## Work required
Omit every picture and write out the rest of the records exactly.

## The data

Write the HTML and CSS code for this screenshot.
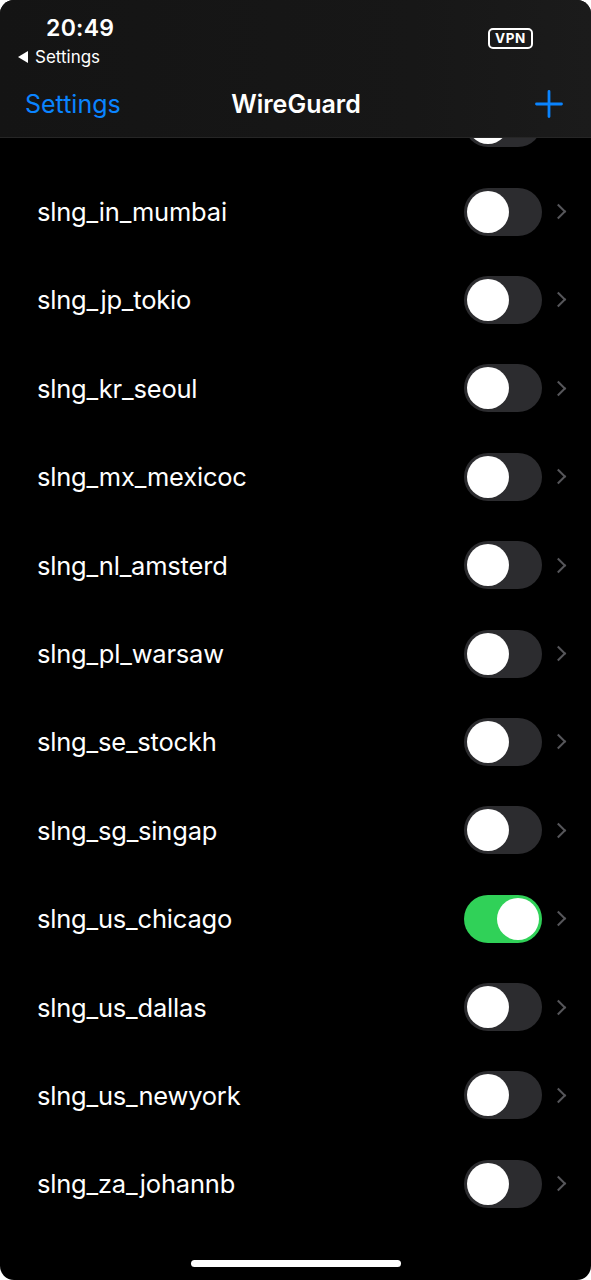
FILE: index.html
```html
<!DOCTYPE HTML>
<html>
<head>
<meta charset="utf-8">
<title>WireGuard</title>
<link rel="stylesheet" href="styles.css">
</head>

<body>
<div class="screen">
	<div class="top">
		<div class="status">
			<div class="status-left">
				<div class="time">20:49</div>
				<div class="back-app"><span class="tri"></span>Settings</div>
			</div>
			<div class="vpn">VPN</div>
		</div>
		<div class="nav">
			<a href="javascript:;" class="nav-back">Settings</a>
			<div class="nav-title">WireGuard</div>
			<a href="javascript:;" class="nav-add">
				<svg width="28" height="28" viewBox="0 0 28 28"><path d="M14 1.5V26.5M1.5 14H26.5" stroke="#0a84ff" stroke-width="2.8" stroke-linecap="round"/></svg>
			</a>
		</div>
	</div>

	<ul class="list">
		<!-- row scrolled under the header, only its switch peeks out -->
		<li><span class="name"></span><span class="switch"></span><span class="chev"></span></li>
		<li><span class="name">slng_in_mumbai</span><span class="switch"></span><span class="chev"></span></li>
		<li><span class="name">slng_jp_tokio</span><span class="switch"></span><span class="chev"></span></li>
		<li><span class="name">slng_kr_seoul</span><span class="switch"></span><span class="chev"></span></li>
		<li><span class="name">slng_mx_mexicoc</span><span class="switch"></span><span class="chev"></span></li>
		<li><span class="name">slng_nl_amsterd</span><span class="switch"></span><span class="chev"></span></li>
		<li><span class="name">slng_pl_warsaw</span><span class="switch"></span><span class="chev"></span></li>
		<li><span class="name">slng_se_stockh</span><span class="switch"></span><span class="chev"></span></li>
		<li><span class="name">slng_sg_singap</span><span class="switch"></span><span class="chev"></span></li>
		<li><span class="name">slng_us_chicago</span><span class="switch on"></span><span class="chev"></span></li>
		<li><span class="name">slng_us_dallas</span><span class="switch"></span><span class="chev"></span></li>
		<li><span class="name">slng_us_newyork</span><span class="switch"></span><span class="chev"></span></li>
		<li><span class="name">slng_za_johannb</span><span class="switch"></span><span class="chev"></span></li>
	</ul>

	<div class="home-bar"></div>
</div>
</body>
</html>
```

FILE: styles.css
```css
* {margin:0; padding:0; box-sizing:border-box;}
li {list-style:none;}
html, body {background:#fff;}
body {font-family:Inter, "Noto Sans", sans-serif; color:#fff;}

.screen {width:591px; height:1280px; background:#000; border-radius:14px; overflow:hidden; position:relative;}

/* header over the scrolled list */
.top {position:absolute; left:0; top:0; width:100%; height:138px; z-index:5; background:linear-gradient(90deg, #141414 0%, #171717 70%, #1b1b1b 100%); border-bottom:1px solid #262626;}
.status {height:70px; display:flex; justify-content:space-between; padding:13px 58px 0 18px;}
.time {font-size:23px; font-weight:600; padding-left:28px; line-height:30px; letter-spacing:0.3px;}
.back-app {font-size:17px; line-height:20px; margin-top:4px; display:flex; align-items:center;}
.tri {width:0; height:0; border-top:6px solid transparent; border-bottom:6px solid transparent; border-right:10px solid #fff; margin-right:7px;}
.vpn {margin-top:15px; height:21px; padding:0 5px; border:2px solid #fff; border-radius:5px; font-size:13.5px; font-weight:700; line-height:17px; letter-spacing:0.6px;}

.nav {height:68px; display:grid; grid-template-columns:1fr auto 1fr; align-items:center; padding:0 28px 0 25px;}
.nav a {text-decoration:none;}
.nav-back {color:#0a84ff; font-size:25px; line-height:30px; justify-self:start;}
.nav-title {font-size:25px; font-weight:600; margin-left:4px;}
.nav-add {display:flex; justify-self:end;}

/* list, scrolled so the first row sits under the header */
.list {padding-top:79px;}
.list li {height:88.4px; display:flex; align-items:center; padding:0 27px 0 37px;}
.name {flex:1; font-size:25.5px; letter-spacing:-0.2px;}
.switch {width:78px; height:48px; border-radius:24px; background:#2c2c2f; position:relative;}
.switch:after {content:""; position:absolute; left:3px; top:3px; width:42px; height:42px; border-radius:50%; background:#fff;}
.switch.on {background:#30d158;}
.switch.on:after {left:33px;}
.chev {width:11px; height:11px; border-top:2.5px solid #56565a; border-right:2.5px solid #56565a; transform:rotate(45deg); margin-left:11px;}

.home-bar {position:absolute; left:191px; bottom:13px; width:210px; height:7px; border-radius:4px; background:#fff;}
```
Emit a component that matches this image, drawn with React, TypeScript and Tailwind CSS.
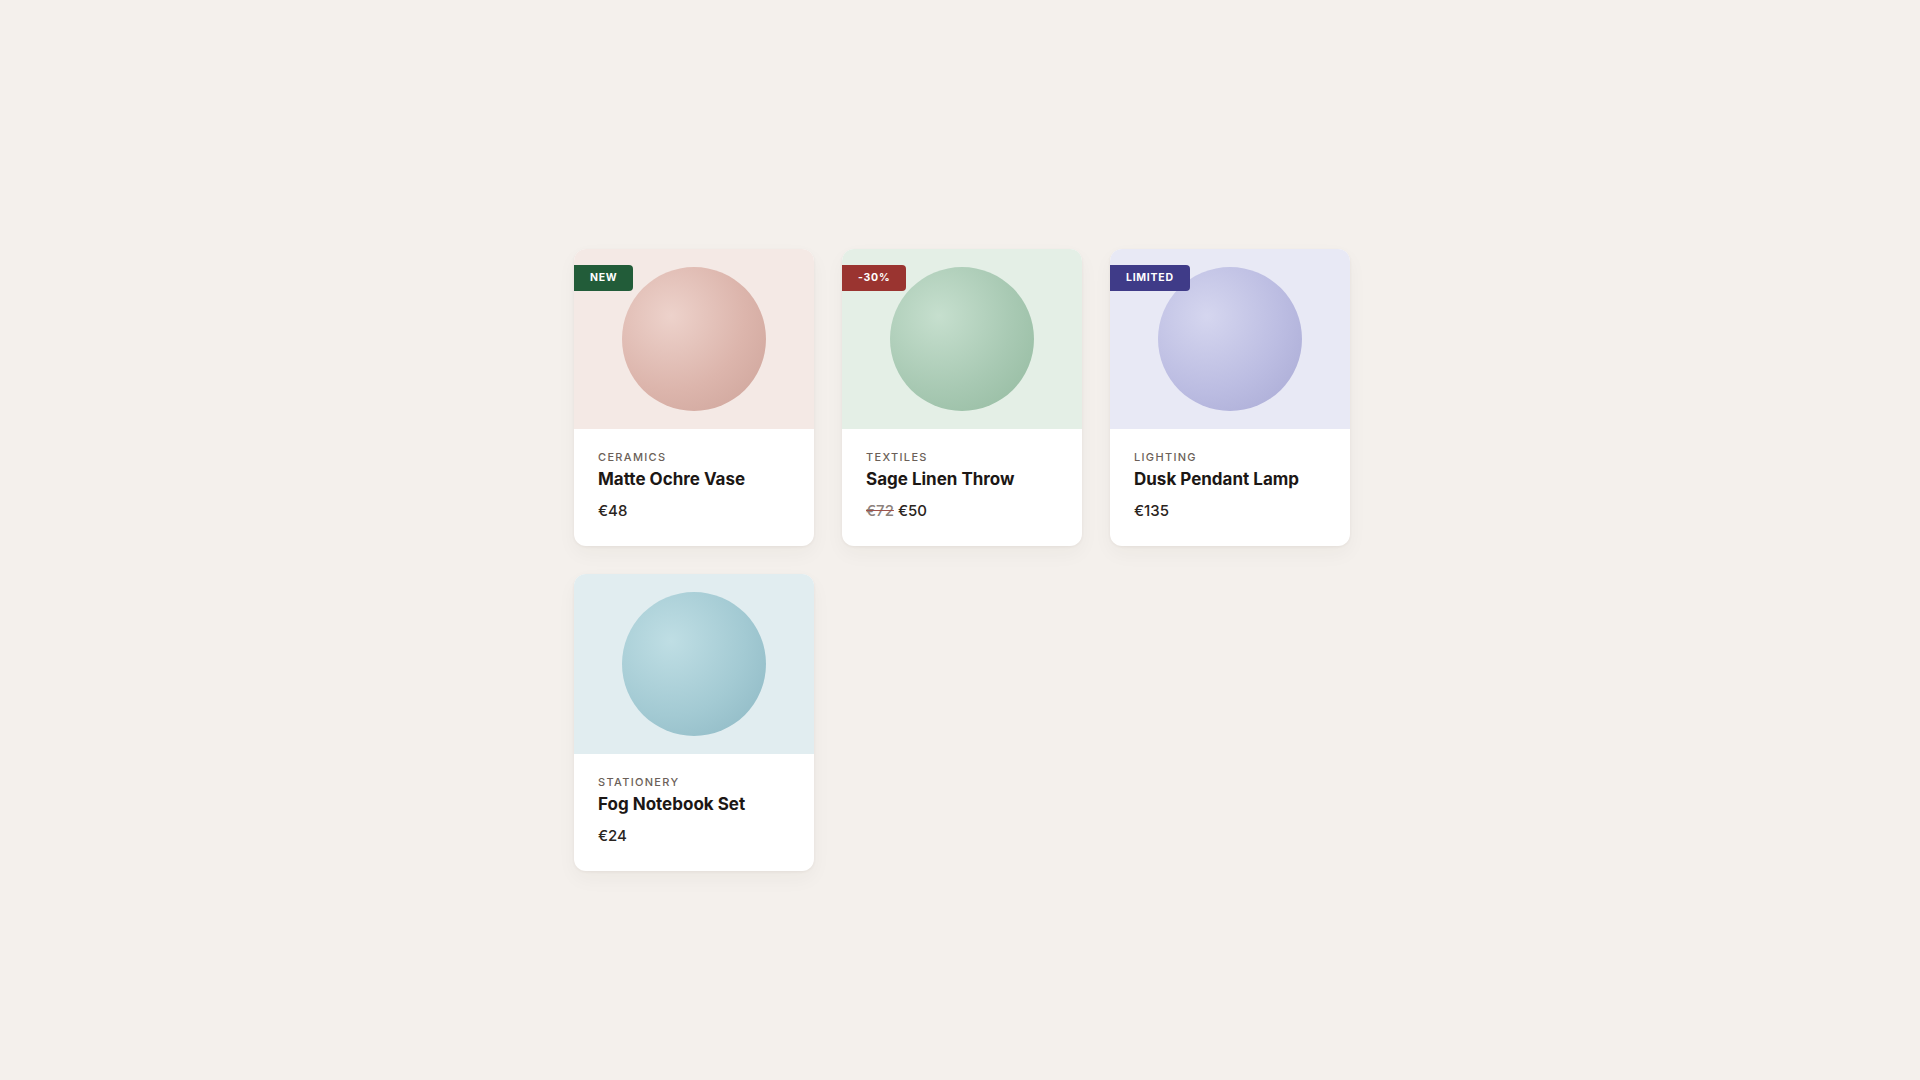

## Task solution
Write the HTML and CSS code for this screenshot.
FILE: index.html
```html
<!DOCTYPE HTML>
<html>
<head>
<meta charset="utf-8">
<title>WireGuard</title>
<link rel="stylesheet" href="styles.css">
</head>

<body>
<div class="screen">
	<div class="top">
		<div class="status">
			<div class="status-left">
				<div class="time">20:49</div>
				<div class="back-app"><span class="tri"></span>Settings</div>
			</div>
			<div class="vpn">VPN</div>
		</div>
		<div class="nav">
			<a href="javascript:;" class="nav-back">Settings</a>
			<div class="nav-title">WireGuard</div>
			<a href="javascript:;" class="nav-add">
				<svg width="28" height="28" viewBox="0 0 28 28"><path d="M14 1.5V26.5M1.5 14H26.5" stroke="#0a84ff" stroke-width="2.8" stroke-linecap="round"/></svg>
			</a>
		</div>
	</div>

	<ul class="list">
		<!-- row scrolled under the header, only its switch peeks out -->
		<li><span class="name"></span><span class="switch"></span><span class="chev"></span></li>
		<li><span class="name">slng_in_mumbai</span><span class="switch"></span><span class="chev"></span></li>
		<li><span class="name">slng_jp_tokio</span><span class="switch"></span><span class="chev"></span></li>
		<li><span class="name">slng_kr_seoul</span><span class="switch"></span><span class="chev"></span></li>
		<li><span class="name">slng_mx_mexicoc</span><span class="switch"></span><span class="chev"></span></li>
		<li><span class="name">slng_nl_amsterd</span><span class="switch"></span><span class="chev"></span></li>
		<li><span class="name">slng_pl_warsaw</span><span class="switch"></span><span class="chev"></span></li>
		<li><span class="name">slng_se_stockh</span><span class="switch"></span><span class="chev"></span></li>
		<li><span class="name">slng_sg_singap</span><span class="switch"></span><span class="chev"></span></li>
		<li><span class="name">slng_us_chicago</span><span class="switch on"></span><span class="chev"></span></li>
		<li><span class="name">slng_us_dallas</span><span class="switch"></span><span class="chev"></span></li>
		<li><span class="name">slng_us_newyork</span><span class="switch"></span><span class="chev"></span></li>
		<li><span class="name">slng_za_johannb</span><span class="switch"></span><span class="chev"></span></li>
	</ul>

	<div class="home-bar"></div>
</div>
</body>
</html>
```

FILE: styles.css
```css
* {margin:0; padding:0; box-sizing:border-box;}
li {list-style:none;}
html, body {background:#fff;}
body {font-family:Inter, "Noto Sans", sans-serif; color:#fff;}

.screen {width:591px; height:1280px; background:#000; border-radius:14px; overflow:hidden; position:relative;}

/* header over the scrolled list */
.top {position:absolute; left:0; top:0; width:100%; height:138px; z-index:5; background:linear-gradient(90deg, #141414 0%, #171717 70%, #1b1b1b 100%); border-bottom:1px solid #262626;}
.status {height:70px; display:flex; justify-content:space-between; padding:13px 58px 0 18px;}
.time {font-size:23px; font-weight:600; padding-left:28px; line-height:30px; letter-spacing:0.3px;}
.back-app {font-size:17px; line-height:20px; margin-top:4px; display:flex; align-items:center;}
.tri {width:0; height:0; border-top:6px solid transparent; border-bottom:6px solid transparent; border-right:10px solid #fff; margin-right:7px;}
.vpn {margin-top:15px; height:21px; padding:0 5px; border:2px solid #fff; border-radius:5px; font-size:13.5px; font-weight:700; line-height:17px; letter-spacing:0.6px;}

.nav {height:68px; display:grid; grid-template-columns:1fr auto 1fr; align-items:center; padding:0 28px 0 25px;}
.nav a {text-decoration:none;}
.nav-back {color:#0a84ff; font-size:25px; line-height:30px; justify-self:start;}
.nav-title {font-size:25px; font-weight:600; margin-left:4px;}
.nav-add {display:flex; justify-self:end;}

/* list, scrolled so the first row sits under the header */
.list {padding-top:79px;}
.list li {height:88.4px; display:flex; align-items:center; padding:0 27px 0 37px;}
.name {flex:1; font-size:25.5px; letter-spacing:-0.2px;}
.switch {width:78px; height:48px; border-radius:24px; background:#2c2c2f; position:relative;}
.switch:after {content:""; position:absolute; left:3px; top:3px; width:42px; height:42px; border-radius:50%; background:#fff;}
.switch.on {background:#30d158;}
.switch.on:after {left:33px;}
.chev {width:11px; height:11px; border-top:2.5px solid #56565a; border-right:2.5px solid #56565a; transform:rotate(45deg); margin-left:11px;}

.home-bar {position:absolute; left:191px; bottom:13px; width:210px; height:7px; border-radius:4px; background:#fff;}
```
Emit a component that matches this image, drawn with React, TypeScript and Tailwind CSS.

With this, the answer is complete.